#### Material for this task

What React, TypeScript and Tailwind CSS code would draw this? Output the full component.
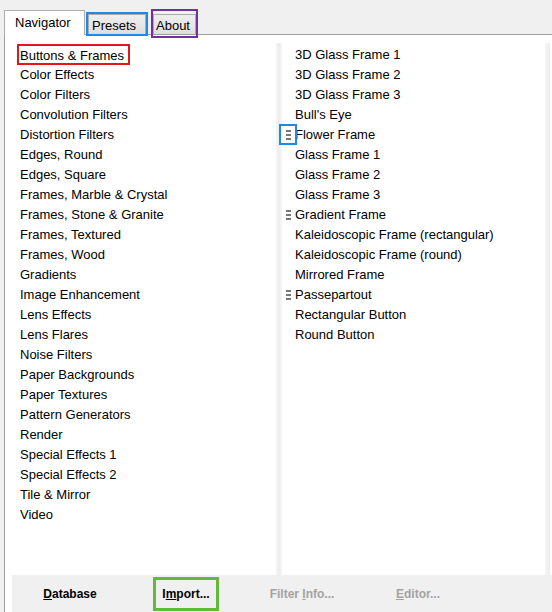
import React from "react";

const categories = [
  "Buttons & Frames",
  "Color Effects",
  "Color Filters",
  "Convolution Filters",
  "Distortion Filters",
  "Edges, Round",
  "Edges, Square",
  "Frames, Marble & Crystal",
  "Frames, Stone & Granite",
  "Frames, Textured",
  "Frames, Wood",
  "Gradients",
  "Image Enhancement",
  "Lens Effects",
  "Lens Flares",
  "Noise Filters",
  "Paper Backgrounds",
  "Paper Textures",
  "Pattern Generators",
  "Render",
  "Special Effects 1",
  "Special Effects 2",
  "Tile & Mirror",
  "Video",
];

const filters = [
  { name: "3D Glass Frame 1" },
  { name: "3D Glass Frame 2" },
  { name: "3D Glass Frame 3" },
  { name: "Bull's Eye" },
  { name: "Flower Frame", grip: true, marked: true },
  { name: "Glass Frame 1" },
  { name: "Glass Frame 2" },
  { name: "Glass Frame 3" },
  { name: "Gradient Frame", grip: true },
  { name: "Kaleidoscopic Frame (rectangular)" },
  { name: "Kaleidoscopic Frame (round)" },
  { name: "Mirrored Frame" },
  { name: "Passepartout", grip: true },
  { name: "Rectangular Button" },
  { name: "Round Button" },
];

const Grip = () => (
  <div className="flex flex-col gap-[2px]">
    <div className="w-[5px] h-[2px] bg-[#767676]" />
    <div className="w-[5px] h-[2px] bg-[#767676]" />
    <div className="w-[5px] h-[2px] bg-[#767676]" />
  </div>
);

const App = (): React.ReactElement => {
  return (
    <div className="w-[552px] h-[612px] bg-[#f0f0f0] flex flex-col overflow-hidden text-[13px] text-black font-['Liberation_Sans',Arial,sans-serif]">
      {/* tabs */}
      <div className="h-[34px] flex items-end pl-[4px] relative z-10">
        <div className="h-[25px] w-[81px] mb-[-1px] bg-white border border-b-0 border-[#adadad] pl-[10px] pt-[4px] leading-[15px]">
          Navigator
        </div>
        <div className="ml-[3px] h-[20px] w-[58px] bg-gradient-to-b from-[#efefef] to-[#dedede] border border-b-0 border-[#acacac] outline-2 outline-[#2088e8] pl-[3px] pt-[3px] leading-[15px]">
          Presets
        </div>
        <div className="relative ml-[7px] h-[20px] w-[43px] bg-gradient-to-b from-[#efefef] to-[#dedede] border border-b-0 border-[#acacac] pl-[2px] pt-[3px] leading-[15px]">
          About
          <span className="absolute -top-[6px] -bottom-[4px] -left-[3px] -right-[3px] border-2 border-[#7030a0]" />
        </div>
      </div>

      {/* panel */}
      <div className="flex-1 flex flex-col ml-[4px] bg-white border-t border-l border-[#a0a0a0]">
        <div className="h-[8px]" />
        <div className="h-[532px] flex">
          <ul className="w-[271px] pl-[12px] pt-[1px]">
            {categories.map((c, i) => (
              <li key={c} className="h-[20px] leading-[20px]">
                {i === 0 ? (
                  <span className="inline-block h-[21px] leading-[19px] pl-[1px] pr-[4px] border-2 border-[#e3161e]">
                    {c}
                  </span>
                ) : (
                  <span className="pl-[3px] relative top-[1px]">{c}</span>
                )}
              </li>
            ))}
          </ul>
          <div className="w-[6px] bg-gradient-to-r from-[#f7f7f7] via-[#ececec] to-[#f7f7f7]" />
          <ul className="w-[263px] pt-[2px]">
            {filters.map((f) => (
              <li key={f.name} className="relative h-[20px] leading-[20px] flex items-center">
                <div className="w-[13px] pl-[4px] flex items-center">
                  {f.grip && <Grip />}
                </div>
                <span className="whitespace-nowrap">{f.name}</span>
                {f.marked && (
                  <span className="absolute left-[-3px] top-[-1px] w-[18px] h-[21px] border-2 border-[#2088e8]" />
                )}
              </li>
            ))}
          </ul>
          <div className="w-[5px] bg-gradient-to-r from-[#f6f6f6] to-[#ececec]" />
        </div>

        {/* button bar */}
        <div className="flex-1 ml-[7px] bg-[#f0f0f0] flex text-[12px] font-bold">
          <div className="w-[116px] flex items-center justify-center pt-[1px]">
            <span>
              <span className="underline">D</span>atabase
            </span>
          </div>
          <div className="w-[116px] flex items-center justify-center">
            <span className="h-[34px] w-[66px] flex items-center justify-center border-[3px] border-[#5fbb3c] pt-[1px]">
              <span>
                I<span className="underline">m</span>port...
              </span>
            </span>
          </div>
          <div className="w-[116px] flex items-center justify-center text-[#a3a3a3] pt-[1px]">
            <span>
              Filter <span className="underline">I</span>nfo...
            </span>
          </div>
          <div className="w-[116px] flex items-center justify-center text-[#a3a3a3] pt-[1px]">
            <span>
              <span className="underline">E</span>ditor...
            </span>
          </div>
        </div>
      </div>
    </div>
  );
};

export default App;
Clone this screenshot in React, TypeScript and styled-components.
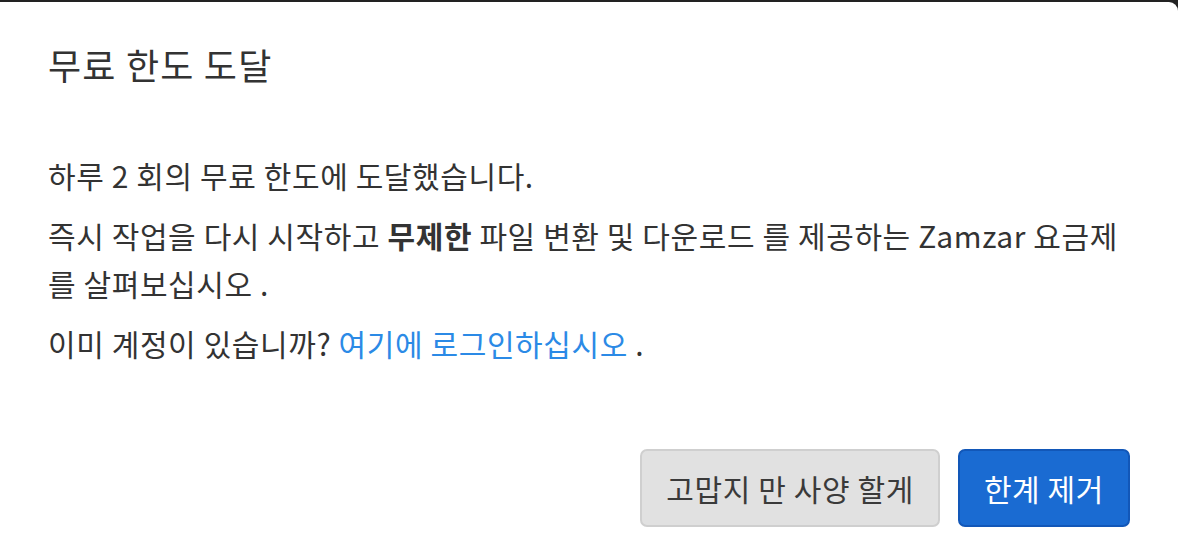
import React from "react";
import styled, { createGlobalStyle } from "styled-components";

const GlobalStyle = createGlobalStyle`
    html, body {
        margin: 0;
        padding: 0;
        background: #222222;
        overflow: hidden;
    }
    body {
        font-family: "Noto Sans CJK KR", "Noto Sans", sans-serif;
    }
`;

const Backdrop = styled.div`
    width: 1178px;
    height: 556px;
    padding-top: 2px;
    box-sizing: border-box;
`;

const Modal = styled.div`
    background: #ffffff;
    border-top-right-radius: 9px;
    height: 554px;
    color: #333333;
    display: flex;
    flex-direction: column;
`;

const Header = styled.div`
    padding: 36px 48px 0;
    height: 72px;
`;

const Title = styled.h2`
    margin: 0;
    font-size: 36px;
    font-weight: 400;
    line-height: 52px;
    letter-spacing: 1.2px;
    color: #333333;
`;

const Body = styled.div`
    padding: 41px 48px 0;
`;

const Para = styled.p`
    margin: 0 0 12px;
    font-size: 30px;
    line-height: 48px;
    letter-spacing: 0.6px;
`;

const Link = styled.a`
    color: #2b8ae6;
    text-decoration: none;
`;

const Footer = styled.div`
    display: flex;
    justify-content: flex-end;
    gap: 18px;
    padding: 70px 48px 0;
`;

const Button = styled.button<{ $primary?: boolean }>`
    font-family: inherit;
    font-size: 30px;
    letter-spacing: 0.6px;
    line-height: 40px;
    height: 78px;
    padding: 0 24px;
    border-radius: 7px;
    border: 2px solid ${(p) => (p.$primary ? "#1257b8" : "#cfcfcf")};
    background: ${(p) => (p.$primary ? "#1a6bd2" : "#e1e1e1")};
    color: ${(p) => (p.$primary ? "#ffffff" : "#3a3a3a")};
    cursor: pointer;
`;

export default function App() {
    return (
        <>
            <GlobalStyle />
            <Backdrop>
                <Modal>
                    <Header>
                        <Title>무료 한도 도달</Title>
                    </Header>
                    <Body>
                        <Para>하루 2 회의 무료 한도에 도달했습니다.</Para>
                        <Para>
                            즉시 작업을 다시 시작하고 <b>무제한</b> 파일 변환 및 다운로드 를 제공하는 Zamzar 요금제 를 살펴보십시오 .
                        </Para>
                        <Para>
                            이미 계정이 있습니까? <Link href="#">여기에 로그인하십시오</Link> .
                        </Para>
                    </Body>
                    <Footer>
                        <Button>고맙지 만 사양 할게</Button>
                        <Button $primary>한계 제거</Button>
                    </Footer>
                </Modal>
            </Backdrop>
        </>
    );
}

########

§ Aim of the task: In the copy, include no pictures; restate the listing above exactly.

§ Exercise response:
What React, TypeScript and Tailwind CSS code would draw this? Output the full component.
import React from "react";

const categories = [
  "Buttons & Frames",
  "Color Effects",
  "Color Filters",
  "Convolution Filters",
  "Distortion Filters",
  "Edges, Round",
  "Edges, Square",
  "Frames, Marble & Crystal",
  "Frames, Stone & Granite",
  "Frames, Textured",
  "Frames, Wood",
  "Gradients",
  "Image Enhancement",
  "Lens Effects",
  "Lens Flares",
  "Noise Filters",
  "Paper Backgrounds",
  "Paper Textures",
  "Pattern Generators",
  "Render",
  "Special Effects 1",
  "Special Effects 2",
  "Tile & Mirror",
  "Video",
];

const filters = [
  { name: "3D Glass Frame 1" },
  { name: "3D Glass Frame 2" },
  { name: "3D Glass Frame 3" },
  { name: "Bull's Eye" },
  { name: "Flower Frame", grip: true, marked: true },
  { name: "Glass Frame 1" },
  { name: "Glass Frame 2" },
  { name: "Glass Frame 3" },
  { name: "Gradient Frame", grip: true },
  { name: "Kaleidoscopic Frame (rectangular)" },
  { name: "Kaleidoscopic Frame (round)" },
  { name: "Mirrored Frame" },
  { name: "Passepartout", grip: true },
  { name: "Rectangular Button" },
  { name: "Round Button" },
];

const Grip = () => (
  <div className="flex flex-col gap-[2px]">
    <div className="w-[5px] h-[2px] bg-[#767676]" />
    <div className="w-[5px] h-[2px] bg-[#767676]" />
    <div className="w-[5px] h-[2px] bg-[#767676]" />
  </div>
);

const App = (): React.ReactElement => {
  return (
    <div className="w-[552px] h-[612px] bg-[#f0f0f0] flex flex-col overflow-hidden text-[13px] text-black font-['Liberation_Sans',Arial,sans-serif]">
      {/* tabs */}
      <div className="h-[34px] flex items-end pl-[4px] relative z-10">
        <div className="h-[25px] w-[81px] mb-[-1px] bg-white border border-b-0 border-[#adadad] pl-[10px] pt-[4px] leading-[15px]">
          Navigator
        </div>
        <div className="ml-[3px] h-[20px] w-[58px] bg-gradient-to-b from-[#efefef] to-[#dedede] border border-b-0 border-[#acacac] outline-2 outline-[#2088e8] pl-[3px] pt-[3px] leading-[15px]">
          Presets
        </div>
        <div className="relative ml-[7px] h-[20px] w-[43px] bg-gradient-to-b from-[#efefef] to-[#dedede] border border-b-0 border-[#acacac] pl-[2px] pt-[3px] leading-[15px]">
          About
          <span className="absolute -top-[6px] -bottom-[4px] -left-[3px] -right-[3px] border-2 border-[#7030a0]" />
        </div>
      </div>

      {/* panel */}
      <div className="flex-1 flex flex-col ml-[4px] bg-white border-t border-l border-[#a0a0a0]">
        <div className="h-[8px]" />
        <div className="h-[532px] flex">
          <ul className="w-[271px] pl-[12px] pt-[1px]">
            {categories.map((c, i) => (
              <li key={c} className="h-[20px] leading-[20px]">
                {i === 0 ? (
                  <span className="inline-block h-[21px] leading-[19px] pl-[1px] pr-[4px] border-2 border-[#e3161e]">
                    {c}
                  </span>
                ) : (
                  <span className="pl-[3px] relative top-[1px]">{c}</span>
                )}
              </li>
            ))}
          </ul>
          <div className="w-[6px] bg-gradient-to-r from-[#f7f7f7] via-[#ececec] to-[#f7f7f7]" />
          <ul className="w-[263px] pt-[2px]">
            {filters.map((f) => (
              <li key={f.name} className="relative h-[20px] leading-[20px] flex items-center">
                <div className="w-[13px] pl-[4px] flex items-center">
                  {f.grip && <Grip />}
                </div>
                <span className="whitespace-nowrap">{f.name}</span>
                {f.marked && (
                  <span className="absolute left-[-3px] top-[-1px] w-[18px] h-[21px] border-2 border-[#2088e8]" />
                )}
              </li>
            ))}
          </ul>
          <div className="w-[5px] bg-gradient-to-r from-[#f6f6f6] to-[#ececec]" />
        </div>

        {/* button bar */}
        <div className="flex-1 ml-[7px] bg-[#f0f0f0] flex text-[12px] font-bold">
          <div className="w-[116px] flex items-center justify-center pt-[1px]">
            <span>
              <span className="underline">D</span>atabase
            </span>
          </div>
          <div className="w-[116px] flex items-center justify-center">
            <span className="h-[34px] w-[66px] flex items-center justify-center border-[3px] border-[#5fbb3c] pt-[1px]">
              <span>
                I<span className="underline">m</span>port...
              </span>
            </span>
          </div>
          <div className="w-[116px] flex items-center justify-center text-[#a3a3a3] pt-[1px]">
            <span>
              Filter <span className="underline">I</span>nfo...
            </span>
          </div>
          <div className="w-[116px] flex items-center justify-center text-[#a3a3a3] pt-[1px]">
            <span>
              <span className="underline">E</span>ditor...
            </span>
          </div>
        </div>
      </div>
    </div>
  );
};

export default App;
Clone this screenshot in React, TypeScript and styled-components.
import React from "react";
import styled, { createGlobalStyle } from "styled-components";

const GlobalStyle = createGlobalStyle`
    html, body {
        margin: 0;
        padding: 0;
        background: #222222;
        overflow: hidden;
    }
    body {
        font-family: "Noto Sans CJK KR", "Noto Sans", sans-serif;
    }
`;

const Backdrop = styled.div`
    width: 1178px;
    height: 556px;
    padding-top: 2px;
    box-sizing: border-box;
`;

const Modal = styled.div`
    background: #ffffff;
    border-top-right-radius: 9px;
    height: 554px;
    color: #333333;
    display: flex;
    flex-direction: column;
`;

const Header = styled.div`
    padding: 36px 48px 0;
    height: 72px;
`;

const Title = styled.h2`
    margin: 0;
    font-size: 36px;
    font-weight: 400;
    line-height: 52px;
    letter-spacing: 1.2px;
    color: #333333;
`;

const Body = styled.div`
    padding: 41px 48px 0;
`;

const Para = styled.p`
    margin: 0 0 12px;
    font-size: 30px;
    line-height: 48px;
    letter-spacing: 0.6px;
`;

const Link = styled.a`
    color: #2b8ae6;
    text-decoration: none;
`;

const Footer = styled.div`
    display: flex;
    justify-content: flex-end;
    gap: 18px;
    padding: 70px 48px 0;
`;

const Button = styled.button<{ $primary?: boolean }>`
    font-family: inherit;
    font-size: 30px;
    letter-spacing: 0.6px;
    line-height: 40px;
    height: 78px;
    padding: 0 24px;
    border-radius: 7px;
    border: 2px solid ${(p) => (p.$primary ? "#1257b8" : "#cfcfcf")};
    background: ${(p) => (p.$primary ? "#1a6bd2" : "#e1e1e1")};
    color: ${(p) => (p.$primary ? "#ffffff" : "#3a3a3a")};
    cursor: pointer;
`;

export default function App() {
    return (
        <>
            <GlobalStyle />
            <Backdrop>
                <Modal>
                    <Header>
                        <Title>무료 한도 도달</Title>
                    </Header>
                    <Body>
                        <Para>하루 2 회의 무료 한도에 도달했습니다.</Para>
                        <Para>
                            즉시 작업을 다시 시작하고 <b>무제한</b> 파일 변환 및 다운로드 를 제공하는 Zamzar 요금제 를 살펴보십시오 .
                        </Para>
                        <Para>
                            이미 계정이 있습니까? <Link href="#">여기에 로그인하십시오</Link> .
                        </Para>
                    </Body>
                    <Footer>
                        <Button>고맙지 만 사양 할게</Button>
                        <Button $primary>한계 제거</Button>
                    </Footer>
                </Modal>
            </Backdrop>
        </>
    );
}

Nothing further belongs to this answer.